On 13 November 2018, as part of Talk Money Week, the APPG Debt and Personal Finance held a reception with universities, charities and money advisers to discuss the financial pressures facing students.
The event considered new research for the Money Advice Service by the National Association of Student Money Advisers (NASMA) on the student experience of money at college or university.
Yvonne Fovargue MP introduced the event, saying how NASMA’s research provides grounds for concern over student finances, as well as grounds for hope. The research shows a significant minority of students, around one in five, are struggling with their finances. Of those who have gone overdrawn, 40% had used an unauthorised overdraft leading to additional charges. But there are also major positives: around three-fifths of students were found to be working to a budget, putting to bed stereotypes about students living a charmed, care-free life.
Sarah Poretta, UK Director of Financial Capability for the Money Advice Service, said the research gave new insight into how students think about money, showing not just the position they are in but also how they felt about it. It’s important that students facing financial difficulty know about the valuable help available from organisations such as NASMA. Sarah said organisations like NASMA helped students to make the most of their money and enter work with a plan to achieve their goals. This is part of MAS’s overall aim to work with thousands of organisations, up and down the country, to build collective impact and improve the UK’s overall financial capability.
Anita Bailey, Financial Capability champion for NASMA, said the research categorised different types of students into five different types, ‘supported and sensible’, ‘confident and thrifty’, ‘inexperienced and at risk’, ‘anxious but spending’, ‘disengaged and overwhelmed. Anita said the research provided a ‘diagnostic toolkit’ that will help NASMA tailor its interventions and develop and expand the reach of its valuable work.
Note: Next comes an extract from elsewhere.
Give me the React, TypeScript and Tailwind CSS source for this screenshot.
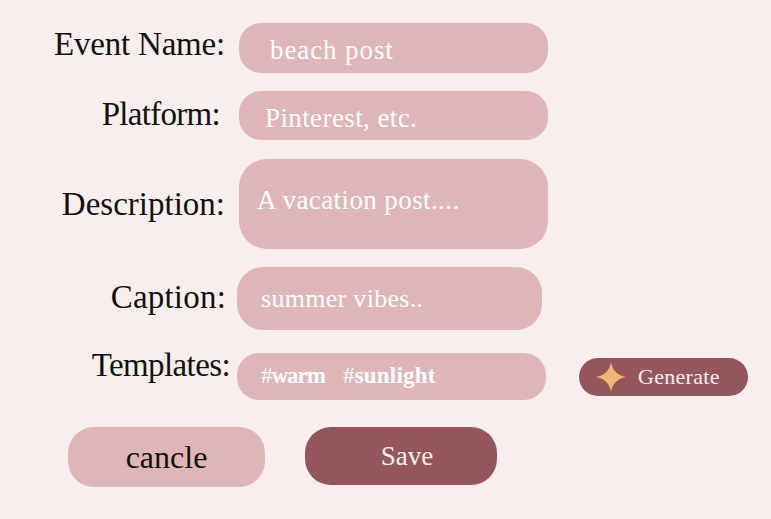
const font = "font-['Liberation_Serif',serif]";

function Field({
  label,
  labelClass,
  boxClass,
  children,
}: {
  label: string;
  labelClass: string;
  boxClass: string;
  children: React.ReactNode;
}) {
  return (
    <div className="flex items-center">
      <div className={`text-right text-[33px] leading-[40px] text-[#111] ${labelClass}`}>{label}</div>
      <div className={`flex bg-[#dfb6b7] text-white ${boxClass}`}>{children}</div>
    </div>
  );
}

function Sparkle() {
  return (
    <svg width="30" height="30" viewBox="0 0 30 30" className="shrink-0">
      <path d="M15 0 Q17 12.6 30 15 Q17 17.4 15 30 Q13 17.4 0 15 Q13 12.6 15 0 Z" fill="#edb971" />
    </svg>
  );
}

export default function App() {
  return (
    <div className={`h-[519px] w-[771px] overflow-hidden bg-[#f8eeed] pt-[23px] ${font}`}>
      <Field
        label="Event Name:"
        labelClass="w-[225px] mr-[14px] mb-[8px] tracking-[-0.2px]"
        boxClass="h-[50px] w-[309px] items-center rounded-[22px] pl-[31px] text-[27px]"
      >
        <span className="mt-[5px] tracking-[0.9px]">beach post</span>
      </Field>
      <div className="mt-[18px]">
        <Field
          label="Platform:"
          labelClass="w-[220px] mr-[19px] mb-[3px] tracking-[-0.7px]"
          boxClass="h-[49px] w-[309px] items-center rounded-[22px] pl-[26px] text-[27px]"
        >
          <span className="mt-[5px] tracking-[0.4px]">Pinterest, etc.</span>
        </Field>
      </div>
      <div className="mt-[19px]">
        <Field
          label="Description:"
          labelClass="w-[225px] mr-[14px]"
          boxClass="h-[90px] w-[309px] rounded-[28px] pl-[18px] pt-[23px] text-[27px] leading-[36px]"
        >
          <span className="tracking-[0.4px]">A vacation post....</span>
        </Field>
      </div>
      <div className="mt-[18px]">
        <Field
          label="Caption:"
          labelClass="w-[226px] mr-[11px] mb-[4px] tracking-[0.2px]"
          boxClass="h-[63px] w-[305px] items-center rounded-[26px] pl-[24px] text-[26px]"
        >
          <span className="tracking-[0.3px]">summer vibes..</span>
        </Field>
      </div>
      <div className="mt-[23px] flex items-center">
        <Field
          label="Templates:"
          labelClass="w-[230px] mr-[7px] -mt-[8px] mb-[15px] tracking-[-0.6px]"
          boxClass="h-[47px] w-[309px] items-center gap-[18px] rounded-[22px] pl-[24px] text-[23px] font-bold"
        >
          <span className="tracking-[-1px]">
            <span className="font-normal">#</span>warm
          </span>
          <span className="tracking-[0.2px]">
            <span className="font-normal">#</span>sunlight
          </span>
        </Field>
        <button className="ml-[33px] flex h-[38px] w-[169px] items-center gap-[12px] rounded-[19px] bg-[#95565b] pl-[17px] text-[22px] tracking-[0.3px] text-[#fbf0ee]">
          <Sparkle />
          <span>Generate</span>
        </button>
      </div>
      <div className="mt-[27px] flex items-start pl-[68px]">
        <button className="h-[60px] w-[197px] rounded-[26px] bg-[#dfb6b7] text-[32px] text-[#111]">cancle</button>
        <button className="ml-[40px] h-[58px] w-[192px] rounded-[26px] bg-[#95565b] pl-[12px] text-[27px] text-[#fbf0ee]">Save</button>
      </div>
    </div>
  );
}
Shakira Martin, President of the National Union of Students (NUS) welcomed NASMA’s work. However, the wider context is students facing high costs and insufficient income. In particular, those from working class backgrounds faced a ‘poverty premium’ to access post-16 education, such as high course costs and expensive transport and accommodation. The NUS Poverty Commission want to tackle pressures on student incomes, for example so more employers pay the living wage. The NUS also wants reforms to the student loan system. In particular, paying loans in lump sums once a term is out of date and undermining effective budgeting. Campaigners say loans should be paid monthly or weekly, to help students manage their finances, and avoid debt from unnecessarily building up.